Forwarded from: Thomas C. Greene <tcgreene@xxxxxxxxxxxxxxxx>

i've always been dissatisfied with the vagueness of both terms,
hacking and cracking.  neither says anything about motivation.  since
i used to write about this stuff a great deal, i came up with a scheme
that makes sense - at least to me.  i'd like to share it for what it's
worth.  to give my own column some consistency, i decided that both
words should be neutral in terms of motive.  that is, hacker or
cracker is not a synonym for 'computer criminal', but malicious hacker
or malicious cracker might be.

we could distinguish between a hacker and a cracker by saying that
hacking is a very general term referring to any exploration of
software or hardware or a system where one hasn't got the source code,
the schematics, or the layout.  so hacking is learning about a closed
system by essentially 'fiddling about in the dark' until something
unexpected happens, followed by an analysis of why that should be,
leading to further experimenting and ultimately to insight about how
the thing we're looking at works. thus hacking is both empirical and
analytical, sharing much with the scientific method.  often, hacking
leads to useful modifications of existing software, hardware or
systems, which the designers didn't anticipate.  this can be good or
bad depending on the hacker's motives.

'cracker' was a poor attempt at distinguishing 'hacker' from
'criminal' - an association the mainstream press was all too eager to
make.  to me a cracker is an offensively-white dork like trent lott,
but that's a topic for another rant.  i never thought we needed the
term cracking in the technology lexicon, but we're stuck with it now
so i suppose we can use it to indicate a particular subset of hacking,
that is to defeat electronic security measures.  we've always spoken
of 'cracking' a passfile, say, or a cipher, so it makes sense to use
cracking to indicate the electronic equivalent of picking locks.  
again, this can be done merely to illustrate security flaws, or to
steal something protected electronically.  a cracker can do good or
bad depending on his motives.

we still need a modifier to indicate motive.  'black hat' and 'white
hat' are already cluttering the lexicon, so why not put them to use?  
thus one might be a black hat hacker, or a white hat cracker,
depending on what one hopes to accomplish.

t.


On Thursday 12 December 2002 3:50 am, InfoSec News wrote:
> Forwarded from: Robert G. Ferrell <rferrell@xxxxxxxxx>
>
> At 02:23 AM 12/11/02 -0600, you wrote:
> > In early October, I wrote a column about how words influence the way
> > we view and act upon situations.
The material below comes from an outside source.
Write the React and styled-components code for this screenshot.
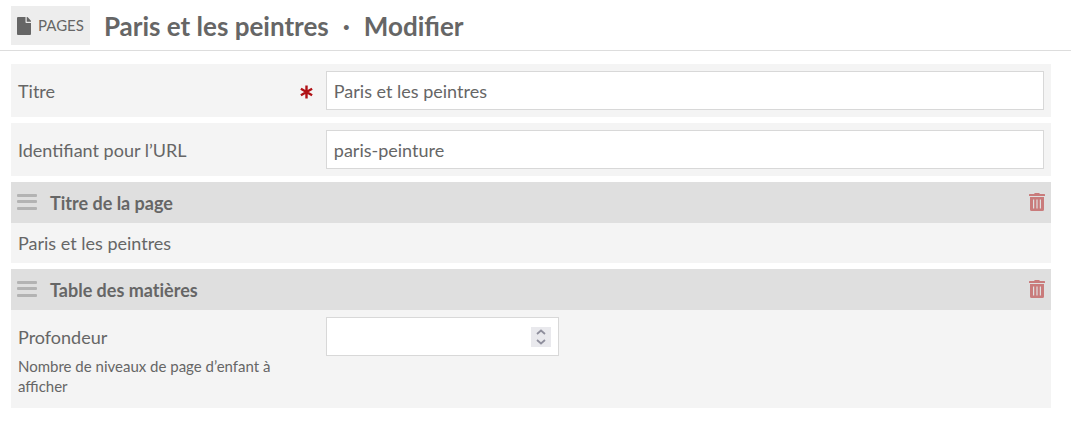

I made specific reference to the
> > word "hacker" and how the word seems innocent, even cute. But I said
> > it actually describes an action that is criminal.
>
> If you think "hacker" is innocent or cute, you need to spend some
> time with Mr. Webster:
>
> "One who cuts or severs with repeated irregular or unskillful blows"
> "One who cuts or shapes by or as if by crude or ruthless strokes"
>
> Charming.
>
> Of course, the same dictionary now lists hacking as "gaining
> access to a computer illegally," but that is the direct result of the
> persistent misuse of the term by a careless and lazy press,
> more interested in sensationalism than, say, accuracy.